To be done ▸
Set down every entry word for word. Omit the pictures.

Items ▸

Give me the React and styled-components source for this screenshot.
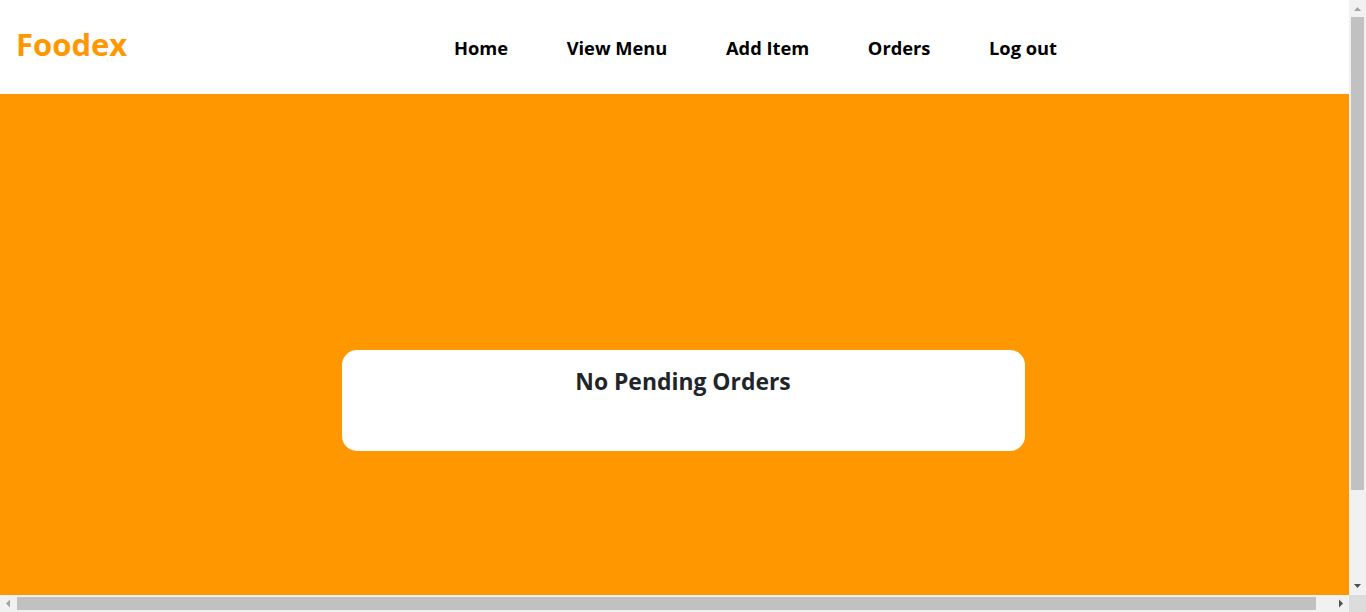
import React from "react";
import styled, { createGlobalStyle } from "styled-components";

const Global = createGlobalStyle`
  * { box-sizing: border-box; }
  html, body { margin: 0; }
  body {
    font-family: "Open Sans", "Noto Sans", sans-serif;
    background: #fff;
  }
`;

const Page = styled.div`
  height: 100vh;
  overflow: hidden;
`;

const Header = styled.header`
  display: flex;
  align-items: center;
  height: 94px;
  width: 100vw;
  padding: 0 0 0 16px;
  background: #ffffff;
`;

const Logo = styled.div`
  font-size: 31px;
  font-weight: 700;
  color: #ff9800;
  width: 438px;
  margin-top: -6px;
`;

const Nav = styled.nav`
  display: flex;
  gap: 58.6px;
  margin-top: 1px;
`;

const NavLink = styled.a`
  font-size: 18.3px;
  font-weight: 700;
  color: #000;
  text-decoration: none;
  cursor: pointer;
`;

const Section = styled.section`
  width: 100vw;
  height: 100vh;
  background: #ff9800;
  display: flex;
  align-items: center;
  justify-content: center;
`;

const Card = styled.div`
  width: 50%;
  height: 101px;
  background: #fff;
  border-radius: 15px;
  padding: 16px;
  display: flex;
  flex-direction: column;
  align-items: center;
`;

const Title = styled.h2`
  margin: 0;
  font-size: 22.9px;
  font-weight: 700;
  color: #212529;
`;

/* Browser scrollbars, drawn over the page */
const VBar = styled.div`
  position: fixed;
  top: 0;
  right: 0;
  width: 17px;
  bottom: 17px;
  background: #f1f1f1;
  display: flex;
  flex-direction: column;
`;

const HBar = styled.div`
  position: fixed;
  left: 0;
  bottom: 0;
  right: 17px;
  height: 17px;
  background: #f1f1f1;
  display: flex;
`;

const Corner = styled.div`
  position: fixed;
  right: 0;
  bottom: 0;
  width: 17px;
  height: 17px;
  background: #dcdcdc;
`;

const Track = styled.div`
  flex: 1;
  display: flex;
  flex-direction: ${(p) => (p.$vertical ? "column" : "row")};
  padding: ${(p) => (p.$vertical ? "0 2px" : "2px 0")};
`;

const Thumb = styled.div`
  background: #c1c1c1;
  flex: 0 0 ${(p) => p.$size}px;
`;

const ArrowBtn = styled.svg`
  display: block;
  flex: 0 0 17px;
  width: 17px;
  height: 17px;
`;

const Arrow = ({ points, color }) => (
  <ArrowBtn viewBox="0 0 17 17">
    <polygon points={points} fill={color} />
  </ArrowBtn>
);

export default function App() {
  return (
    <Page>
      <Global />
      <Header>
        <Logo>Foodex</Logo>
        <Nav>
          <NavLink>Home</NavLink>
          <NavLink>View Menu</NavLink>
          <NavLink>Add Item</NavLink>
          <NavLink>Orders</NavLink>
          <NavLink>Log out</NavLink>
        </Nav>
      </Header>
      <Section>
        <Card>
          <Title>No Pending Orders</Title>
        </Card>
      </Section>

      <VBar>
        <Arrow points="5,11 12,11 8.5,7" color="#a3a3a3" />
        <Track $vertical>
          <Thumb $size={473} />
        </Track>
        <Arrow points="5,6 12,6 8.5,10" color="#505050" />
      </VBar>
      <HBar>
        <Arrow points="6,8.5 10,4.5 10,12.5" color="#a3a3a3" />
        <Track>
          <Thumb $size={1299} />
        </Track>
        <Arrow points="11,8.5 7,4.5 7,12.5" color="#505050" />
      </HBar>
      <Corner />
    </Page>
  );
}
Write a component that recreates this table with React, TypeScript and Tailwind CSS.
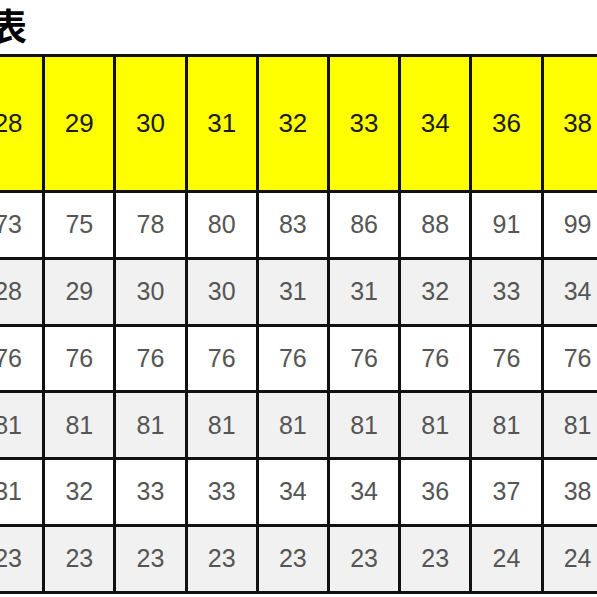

Written reply ▸
Give me the React and styled-components source for this screenshot.
import React from "react";
import styled, { createGlobalStyle } from "styled-components";

const Global = createGlobalStyle`
  * { box-sizing: border-box; }
  html, body { margin: 0; }
  body {
    font-family: "Open Sans", "Noto Sans", sans-serif;
    background: #fff;
  }
`;

const Page = styled.div`
  height: 100vh;
  overflow: hidden;
`;

const Header = styled.header`
  display: flex;
  align-items: center;
  height: 94px;
  width: 100vw;
  padding: 0 0 0 16px;
  background: #ffffff;
`;

const Logo = styled.div`
  font-size: 31px;
  font-weight: 700;
  color: #ff9800;
  width: 438px;
  margin-top: -6px;
`;

const Nav = styled.nav`
  display: flex;
  gap: 58.6px;
  margin-top: 1px;
`;

const NavLink = styled.a`
  font-size: 18.3px;
  font-weight: 700;
  color: #000;
  text-decoration: none;
  cursor: pointer;
`;

const Section = styled.section`
  width: 100vw;
  height: 100vh;
  background: #ff9800;
  display: flex;
  align-items: center;
  justify-content: center;
`;

const Card = styled.div`
  width: 50%;
  height: 101px;
  background: #fff;
  border-radius: 15px;
  padding: 16px;
  display: flex;
  flex-direction: column;
  align-items: center;
`;

const Title = styled.h2`
  margin: 0;
  font-size: 22.9px;
  font-weight: 700;
  color: #212529;
`;

/* Browser scrollbars, drawn over the page */
const VBar = styled.div`
  position: fixed;
  top: 0;
  right: 0;
  width: 17px;
  bottom: 17px;
  background: #f1f1f1;
  display: flex;
  flex-direction: column;
`;

const HBar = styled.div`
  position: fixed;
  left: 0;
  bottom: 0;
  right: 17px;
  height: 17px;
  background: #f1f1f1;
  display: flex;
`;

const Corner = styled.div`
  position: fixed;
  right: 0;
  bottom: 0;
  width: 17px;
  height: 17px;
  background: #dcdcdc;
`;

const Track = styled.div`
  flex: 1;
  display: flex;
  flex-direction: ${(p) => (p.$vertical ? "column" : "row")};
  padding: ${(p) => (p.$vertical ? "0 2px" : "2px 0")};
`;

const Thumb = styled.div`
  background: #c1c1c1;
  flex: 0 0 ${(p) => p.$size}px;
`;

const ArrowBtn = styled.svg`
  display: block;
  flex: 0 0 17px;
  width: 17px;
  height: 17px;
`;

const Arrow = ({ points, color }) => (
  <ArrowBtn viewBox="0 0 17 17">
    <polygon points={points} fill={color} />
  </ArrowBtn>
);

export default function App() {
  return (
    <Page>
      <Global />
      <Header>
        <Logo>Foodex</Logo>
        <Nav>
          <NavLink>Home</NavLink>
          <NavLink>View Menu</NavLink>
          <NavLink>Add Item</NavLink>
          <NavLink>Orders</NavLink>
          <NavLink>Log out</NavLink>
        </Nav>
      </Header>
      <Section>
        <Card>
          <Title>No Pending Orders</Title>
        </Card>
      </Section>

      <VBar>
        <Arrow points="5,11 12,11 8.5,7" color="#a3a3a3" />
        <Track $vertical>
          <Thumb $size={473} />
        </Track>
        <Arrow points="5,6 12,6 8.5,10" color="#505050" />
      </VBar>
      <HBar>
        <Arrow points="6,8.5 10,4.5 10,12.5" color="#a3a3a3" />
        <Track>
          <Thumb $size={1299} />
        </Track>
        <Arrow points="11,8.5 7,4.5 7,12.5" color="#505050" />
      </HBar>
      <Corner />
    </Page>
  );
}
Write a component that recreates this table with React, TypeScript and Tailwind CSS.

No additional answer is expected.